When it comes to nurture campaigns, you need to combine your marketing and sales resources if you want to set up a smooth process. This helps in creating a seamless transition from lead nurturing to sales. Additionally, this also helps in sharing customer data in order to create a more personalized campaign, regardless of the lead’s primary touchpoint.

#2 Data Is Key

As mentioned before, a great nurture campaign is one that takes a data-oriented approach. So start researching, collect data, learn about your leads, personalize your campaign, and then do it all again. Simple, no?

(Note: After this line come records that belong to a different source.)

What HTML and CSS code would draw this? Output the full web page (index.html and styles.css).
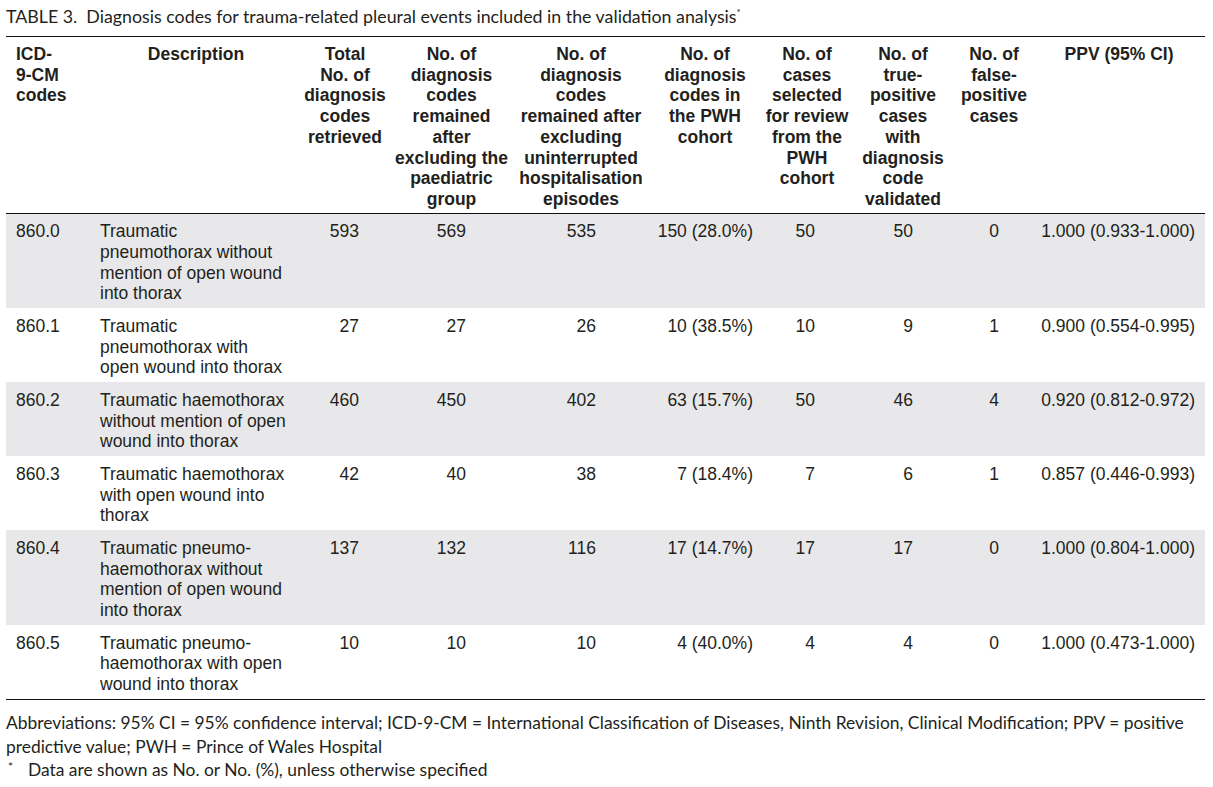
FILE: index.html
```html
<!DOCTYPE html>
<html lang="en">
<head>
<meta charset="utf-8">
<title>Table 3</title>
<link rel="stylesheet" href="styles.css">
</head>
<body>
<div class="page">
  <p class="caption">TABLE 3.&nbsp; Diagnosis codes for trauma-related pleural events included in the validation analysis<sup>*</sup></p>
  <table class="data">
    <colgroup>
      <col class="w1"><col class="w2"><col class="w3"><col class="w4"><col class="w5">
      <col class="w6"><col class="w7"><col class="w8"><col class="w9"><col class="w10">
    </colgroup>
    <thead>
      <tr>
        <th class="left">ICD-<br>9-CM<br>codes</th>
        <th>Description</th>
        <th>Total<br>No. of<br>diagnosis<br>codes<br>retrieved</th>
        <th>No. of<br>diagnosis<br>codes<br>remained<br>after<br>excluding the<br>paediatric<br>group</th>
        <th>No. of<br>diagnosis<br>codes<br>remained after<br>excluding<br>uninterrupted<br>hospitalisation<br>episodes</th>
        <th>No. of<br>diagnosis<br>codes in<br>the PWH<br>cohort</th>
        <th>No. of<br>cases<br>selected<br>for review<br>from the<br>PWH<br>cohort</th>
        <th>No. of<br>true-<br>positive<br>cases<br>with<br>diagnosis<br>code<br>validated</th>
        <th>No. of<br>false-<br>positive<br>cases</th>
        <th>PPV (95% CI)</th>
      </tr>
    </thead>
    <tbody>
      <tr class="shade">
        <td>860.0</td>
        <td>Traumatic<br>pneumothorax without<br>mention of open wound<br>into thorax</td>
        <td class="num n3">593</td><td class="num n4">569</td><td class="num n5">535</td><td class="num n6">150 (28.0%)</td>
        <td class="num n7">50</td><td class="num n8">50</td><td class="num n9">0</td><td class="num n10">1.000 (0.933-1.000)</td>
      </tr>
      <tr>
        <td>860.1</td>
        <td>Traumatic<br>pneumothorax with<br>open wound into thorax</td>
        <td class="num n3">27</td><td class="num n4">27</td><td class="num n5">26</td><td class="num n6">10 (38.5%)</td>
        <td class="num n7">10</td><td class="num n8">9</td><td class="num n9">1</td><td class="num n10">0.900 (0.554-0.995)</td>
      </tr>
      <tr class="shade">
        <td>860.2</td>
        <td>Traumatic haemothorax<br>without mention of open<br>wound into thorax</td>
        <td class="num n3">460</td><td class="num n4">450</td><td class="num n5">402</td><td class="num n6">63 (15.7%)</td>
        <td class="num n7">50</td><td class="num n8">46</td><td class="num n9">4</td><td class="num n10">0.920 (0.812-0.972)</td>
      </tr>
      <tr>
        <td>860.3</td>
        <td>Traumatic haemothorax<br>with open wound into<br>thorax</td>
        <td class="num n3">42</td><td class="num n4">40</td><td class="num n5">38</td><td class="num n6">7 (18.4%)</td>
        <td class="num n7">7</td><td class="num n8">6</td><td class="num n9">1</td><td class="num n10">0.857 (0.446-0.993)</td>
      </tr>
      <tr class="shade">
        <td>860.4</td>
        <td>Traumatic pneumo-<br>haemothorax without<br>mention of open wound<br>into thorax</td>
        <td class="num n3">137</td><td class="num n4">132</td><td class="num n5">116</td><td class="num n6">17 (14.7%)</td>
        <td class="num n7">17</td><td class="num n8">17</td><td class="num n9">0</td><td class="num n10">1.000 (0.804-1.000)</td>
      </tr>
      <tr>
        <td>860.5</td>
        <td>Traumatic pneumo-<br>haemothorax with open<br>wound into thorax</td>
        <td class="num n3">10</td><td class="num n4">10</td><td class="num n5">10</td><td class="num n6">4 (40.0%)</td>
        <td class="num n7">4</td><td class="num n8">4</td><td class="num n9">0</td><td class="num n10">1.000 (0.473-1.000)</td>
      </tr>
    </tbody>
  </table>
  <div class="notes">
    <p>Abbreviations: 95% CI = 95% confidence interval; ICD-9-CM = International Classification of Diseases, Ninth Revision, Clinical Modification; PPV = positive<br>predictive value; PWH = Prince of Wales Hospital</p>
    <p class="fn"><span class="mark">*</span>Data are shown as No. or No. (%), unless otherwise specified</p>
  </div>
</div>
</body>
</html>
```

FILE: styles.css
```css
html, body {
  margin: 0;
  padding: 0;
  background: #ffffff;
}

.page {
  padding: 0 8px 0 6px;
  color: #231f20;
}

.caption {
  margin: 0;
  padding-top: 5px;
  height: 36px;
  box-sizing: border-box;
  font-family: Lato, "Open Sans", sans-serif;
  font-size: 17.8px;
  line-height: 22px;
  white-space: nowrap;
}

.caption sup {
  font-size: 10px;
  line-height: 0;
  vertical-align: 7px;
}

.data {
  width: 1199px;
  border-collapse: collapse;
  table-layout: fixed;
  font-family: "Liberation Sans", Arial, sans-serif;
  font-size: 17.5px;
  line-height: 20.7px;
  border-top: 1.5px solid #111;
  border-bottom: 1.5px solid #111;
}

.w1 { width: 84px; }
.w2 { width: 212px; }
.w3 { width: 86px; }
.w4 { width: 127px; }
.w5 { width: 132px; }
.w6 { width: 116px; }
.w7 { width: 88px; }
.w8 { width: 104px; }
.w9 { width: 78px; }
.w10 { width: 172px; }

.data th {
  font-weight: bold;
  text-align: center;
  vertical-align: top;
  white-space: nowrap;
  padding: 7px 0 3px 0;
  border-bottom: 1.5px solid #111;
}

.data th.left {
  text-align: left;
  padding-left: 10px;
}

.data td {
  vertical-align: top;
  white-space: nowrap;
  padding: 7.5px 0 4.4px 10px;
}

.data tbody tr.shade td {
  background: #e8e8ea;
}

.data td.num {
  text-align: right;
  padding-left: 0;
}

.data td.n3 { padding-right: 29px; }
.data td.n4 { padding-right: 49px; }
.data td.n5 { padding-right: 51px; }
.data td.n6 { padding-right: 10px; }
.data td.n7 { padding-right: 36px; }
.data td.n8 { padding-right: 42px; }
.data td.n9 { padding-right: 34px; }
.data td.n10 { padding-right: 10px; }

.notes {
  padding-top: 11px;
  font-family: Lato, "Open Sans", sans-serif;
  font-size: 17.4px;
  line-height: 23.5px;
}

.notes p {
  margin: 0;
  white-space: nowrap;
}

.notes .fn {
  display: flex;
}

.notes .mark {
  width: 20px;
  padding-left: 2px;
  font-size: 12px;
  line-height: 18px;
}
```
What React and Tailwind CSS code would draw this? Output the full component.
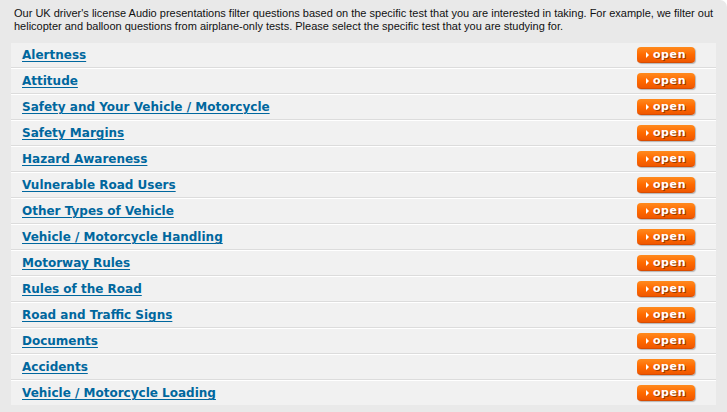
const TESTS = [
  'Alertness',
  'Attitude',
  'Safety and Your Vehicle / Motorcycle',
  'Safety Margins',
  'Hazard Awareness',
  'Vulnerable Road Users',
  'Other Types of Vehicle',
  'Vehicle / Motorcycle Handling',
  'Motorway Rules',
  'Rules of the Road',
  'Road and Traffic Signs',
  'Documents',
  'Accidents',
  'Vehicle / Motorcycle Loading',
]

function OpenButton() {
  return (
    <button className="flex items-center justify-center gap-[4px] w-[58px] h-[16px] rounded-[4px] bg-gradient-to-b from-[#ff8a1c] via-[#ff6a00] to-[#f05800] border-b border-b-[#d94c00] shadow-[1px_1px_1px_rgba(0,0,0,0.25)] text-white text-[11px] font-bold leading-none [text-shadow:1px_1px_0_#9a3a00]">
      <span className="w-0 h-0 border-y-[3px] border-y-transparent border-l-[3px] border-l-white"></span>
      <span className="tracking-[0.6px]">open</span>
    </button>
  )
}

export default function App() {
  return (
    <div className="w-[727px] h-[412px] bg-white font-['DejaVu_Sans',Verdana,sans-serif]">
      <div className="h-full bg-[#e9e9e9] rounded-tr-[7px] pt-[7px] pl-[11px] pr-[11px]">
        <p className="font-['Liberation_Sans',Arial,sans-serif] text-[11px] leading-[13px] text-[#111] pl-[3px] -mr-[8px] mb-[10px]">
          Our UK driver's license Audio presentations filter questions based on the specific test that you are interested in taking. For example, we filter out helicopter and balloon questions from airplane-only tests. Please select the specific test that you are studying for.
        </p>
        <div className="bg-[#f1f1f1]">
          {TESTS.map((t, i) => (
            <div key={t} className={i < TESTS.length - 1 ? 'border-b border-b-[#dcdcdc] shadow-[0_1px_0_#ffffff] mb-[1px]' : ''}>
              <div className="h-[24px] flex items-center justify-between pl-[11px] pr-[21px]">
                <a href="#" className="text-[12px] font-bold text-[#00679e] underline underline-offset-[2px] decoration-[1px]">{t}</a>
                <OpenButton />
              </div>
            </div>
          ))}
        </div>
      </div>
    </div>
  )
}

#3 Use Multiple Touchpoints

The number of ways in which you can get in touch with potential customers in this digital age is increasing exponentially. It’s high time you leverage this, and use a combination of several touchpoints which will get you the maximum reach with the right audience.

#4 Mix It Up

Never underestimate the compelling power of good content and visual appeal. Don’t be afraid to try out different templates, fonts, colors, and images. Conduct an A/B test if needed. Remember, all these efforts are bound to give you some much needed insight into the behavioral aspect of your target audience.

#5 Keep At It!

In a lot of cases, nurture campaigns are slow when it comes to yielding results. This does not mean that your leads have turned cold, or that you need to abandon it. Until such time as your lead opts out of your campaign, perseverance is your most valuable asset. That’s not to say that you should keep sending your leads irrelevant content, hoping they might engage. Use this time to refine your campaign and your content, and your stagnant leads will most likely start engaging with your brand.

There you go! These are the five most important practices that you need to follow in order to make your nurture campaign more successful. As an added bonus, here’s a list of do’s and don’ts when it comes to nurture campaigns. Use it to your advantage!

Now that you’re aware of how to set up and run a successful nurture campaign for your clients, it’s time to get to work. Happy nurturing!